Tout d’abord, les éléphants sont conduits au parc national de Nam Pouy. Leurs ex-cornacs, campent à proximité et patrouillent quotidiennement pour évaluer le comportement et l’état de santé des éléphants relâchés.
Après une période de deux à trois mois, les cornacs rendent visite aux éléphants une fois par semaine, suivant leurs traces, leurs excréments et les marques laissées dans la forêt, ainsi que le son de leurs cloches en bambou.
Durant cette période, l’objectif est de s’assurer que les éléphants n’essaient pas de retourner dans les zones peuplées, où ils risquent de provoquer des conflits homme-éléphant.

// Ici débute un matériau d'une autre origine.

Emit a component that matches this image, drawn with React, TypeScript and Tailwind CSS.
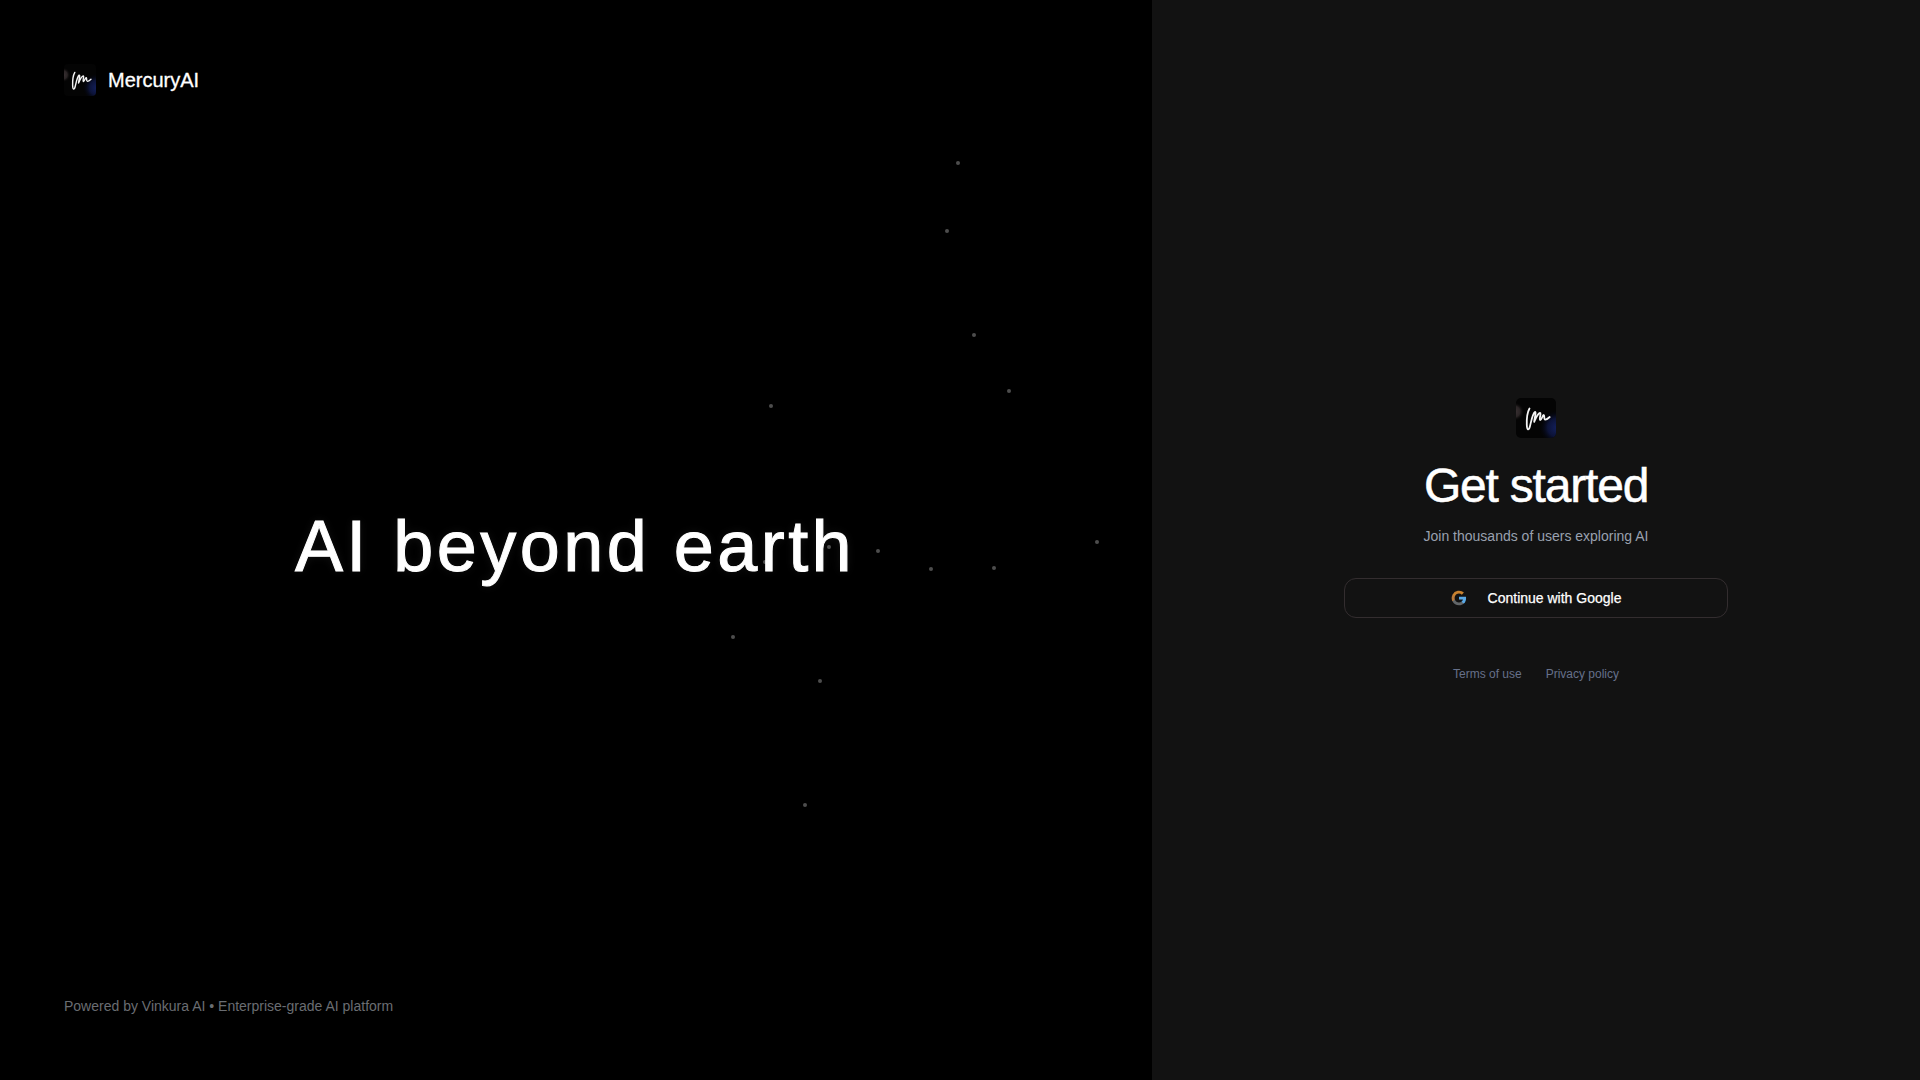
const STARS = [
  { x: 958, y: 163 },
  { x: 947, y: 231 },
  { x: 973.7, y: 335 },
  { x: 1009, y: 391.3 },
  { x: 771.4, y: 406 },
  { x: 765, y: 562 },
  { x: 829, y: 547.3 },
  { x: 877.5, y: 551 },
  { x: 930.6, y: 569 },
  { x: 993.6, y: 568.3 },
  { x: 1096.7, y: 542.2 },
  { x: 733, y: 637.3 },
  { x: 820.4, y: 681.2 },
  { x: 804.5, y: 805.3 },
]

function Logo({ id, className }: { id: string; className: string }) {
  return (
    <svg viewBox="0 0 40 40" className={className} aria-hidden="true">
      <defs>
        <radialGradient id={`${id}-blue`} cx="1.02" cy="0.74" r="0.46">
          <stop offset="0" stopColor="#13205c" />
          <stop offset="0.5" stopColor="#0c1338" />
          <stop offset="1" stopColor="#000000" stopOpacity="0" />
        </radialGradient>
        <radialGradient id={`${id}-grey`} cx="-0.03" cy="0.34" r="0.24">
          <stop offset="0" stopColor="#3a3234" />
          <stop offset="0.55" stopColor="#2a2425" />
          <stop offset="1" stopColor="#000000" stopOpacity="0" />
        </radialGradient>
      </defs>
      <rect width="40" height="40" rx="5" fill="#040404" />
      <rect width="40" height="40" rx="5" fill={`url(#${id}-blue)`} />
      <rect width="40" height="40" rx="5" fill={`url(#${id}-grey)`} />
      <path
        d="M13.5 10.5C11.2 14.5 10.6 21 10.8 27C11 32.5 12.8 32.6 13.9 28.5C15.3 23 16.5 15.8 18.9 14C20.6 13.5 18.4 20.5 18.2 23.8C19.6 20.5 21.6 15.4 24 14.8C25.6 15 22.8 21.2 24.2 22C25.8 22.2 26.3 17 27.8 17C28.8 17.5 27.6 21.6 29.2 21.7C30.8 21.6 32.2 20.4 33.7 19"
        fill="none"
        stroke="#f4f4f4"
        strokeWidth="1.8"
        strokeLinecap="round"
        strokeLinejoin="round"
      />
    </svg>
  )
}

function GoogleIcon() {
  return (
    <svg viewBox="0 0 24 24" className="size-4" fill="none" aria-hidden="true">
      <path d="M22.6 12.2c0-.8-.1-1.5-.2-2.2H12v4.3h5.9a5 5 0 0 1-2.2 3.3v2.8h3.6c2.1-1.9 3.3-4.8 3.3-8.2z" fill="#5aa9e6" />
      <path d="M12 23c3 0 5.5-1 7.3-2.7l-3.6-2.8c-1 .7-2.2 1.1-3.7 1.1-2.9 0-5.3-1.9-6.2-4.5H2.2v2.8C4 20.5 7.7 23 12 23z" fill="#626669" />
      <path d="M5.8 14.1a6.6 6.6 0 0 1 0-4.2V7.1H2.2a11 11 0 0 0 0 9.9l3.6-2.9z" fill="#b97a3c" />
      <path d="M12 5.4c1.6 0 3.1.6 4.2 1.6l3.2-3.1A11 11 0 0 0 2.2 7.1l3.6 2.8C6.7 7.3 9.1 5.4 12 5.4z" fill="#c9822f" />
    </svg>
  )
}

export default function App() {
  return (
    <div className="flex h-screen bg-black font-['Liberation_Sans',Arial,sans-serif] overflow-hidden">

      {/* Hero panel */}
      <section className="relative w-3/5 flex flex-col justify-between p-16 bg-black">
        {/* Starfield */}
        {STARS.map(s => (
          <span
            key={`${s.x}-${s.y}`}
            className="absolute size-1 -ml-0.5 -mt-0.5 rounded-full bg-[#4d4d4d]"
            style={{ left: s.x, top: s.y }}
          />
        ))}

        <div className="flex items-center gap-3">
          <Logo id="brand" className="size-8" />
          <span className="text-xl font-medium text-white [-webkit-text-stroke:0.3px_white]">MercuryAI</span>
        </div>

        <h1 className="relative pr-0.5 text-center text-7xl font-light tracking-[0.048em] text-white
          [-webkit-text-stroke:1px_white] [text-shadow:0_0_10px_rgba(255,255,255,0.08)]">
          AI beyond earth
        </h1>

        <p className="text-sm text-[#6a6d72]">
          Powered by Vinkura AI • Enterprise-grade AI platform
        </p>
      </section>

      {/* Sign-in panel */}
      <section className="w-2/5 flex items-center justify-center bg-[#121212]">
        <div className="w-96 flex flex-col items-center">
          <Logo id="signin" className="size-10" />
          <h2 className="mt-6 text-5xl tracking-tight text-white [-webkit-text-stroke:0.5px_white]">Get started</h2>
          <p className="mt-4 text-sm text-[#99a1af]">Join thousands of users exploring AI</p>

          <button className="mt-8 w-full h-10 flex items-center justify-center gap-[21px] rounded-xl
            border border-[#332d2f] text-sm font-medium text-white [-webkit-text-stroke:0.25px_white]">
            <GoogleIcon />
            Continue with Google
          </button>

          <div className="mt-12 flex gap-6 text-xs text-[#66708a]">
            <a href="#">Terms of use</a>
            <a href="#">Privacy policy</a>
          </div>
        </div>
      </section>
    </div>
  )
}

Nous observons et enregistrons également l’évolution de leurs routes migratoires et de leur territoire. Si le groupe montre une cohésion persistante et aucun signe de malnutrition ou de troubles sociaux, ils sont équipés d’un collier GPS radio, et la libération douce est alors considérée comme achevée.
Ils sont alors libres.
La dernière étape est la reconnaissance officielle de leur statut sauvage par les autorités lao et la protection de leur habitat grâce à des patrouilles de gardes forestiers.
Celles-ci sont également formées, financées et en partie gérées par l’ECC.
En effet, une part croissante de notre travail consiste désormais à soutenir la conservation des éléphants sauvages et relâchés dans leur habitat. L’ECC est actuellement chargé de superviser les patrouilles de gardes forestiers dans le parc national de Nam Pouy, qui abrite la deuxième plus grande harde d’éléphants sauvages du Laos.
Nous formons, équipons et gérons deux équipes de gardes forestiers tout en travaillant à la création de la première académie de gardes forestiers du Laos.
Nous avons installé des colliers GPS sur les éléphants relâchés et sauvages afin de mieux surveiller ces populations et de veiller à ce qu’elles ne s’approchent pas trop des zones habitées.
Une autre partie importante de notre travail consiste à accueillir des étudiants et écoliers lao au Centre dans le cadre de notre programme « Les Enfants pour la Conservation ».
Lors de ces visites, des supports pédagogiques gratuits leur sont distribués et ils sont guidés dans nos installations pour observer et apprendre sur la biologie des éléphants, leur vie sociale et les défis de leur conservation.
Nous menons également divers programmes de recherche scientifique en collaboration avec plusieurs instituts internationaux, tels que la Smithsonian Institution basée aux États-Unis ou l’Institut Français pour la Recherche et le Développement, et plus récemment, avec l’Université Nationale du Laos, où nous avons initié le premier module de soins aux éléphants au sein de la faculté de sciences vétérinaires.
Nos champs de recherche portent sur la parasitologie, les maladies, l’endocrinologie, la santé reproductive et les dynamiques sociales.
Le programme novateur de l’ECC « Retour vers la vie sauvage » est la première expérimentation de ce type, visant à accroître la population d’éléphants sauvages du Laos par la reproduction et le réensauvagement, tout en protégeant leur environnement naturel par des patrouilles de gardes forestiers et l’application stricte de la loi.
L’ECC ne prétend pas pouvoir sauver la population d’éléphants à lui seul.
L’ECC se considère comme un laboratoire testant des solutions pour la conservation et le bien-être des éléphants.
Nous espérons que les exemples et protocoles que nous expérimentons pourront être partagés et reproduits là où cela est nécessaire.
Enfin, tout cela est possible grâce à vous.
Votre visite constitue la majeure partie des fonds nécessaires pour poursuivre notre cause.
Nous vous remercions sincèrement pour votre contribution à la conservation des éléphants et vous souhaitons un excellent séjour à l’ECC.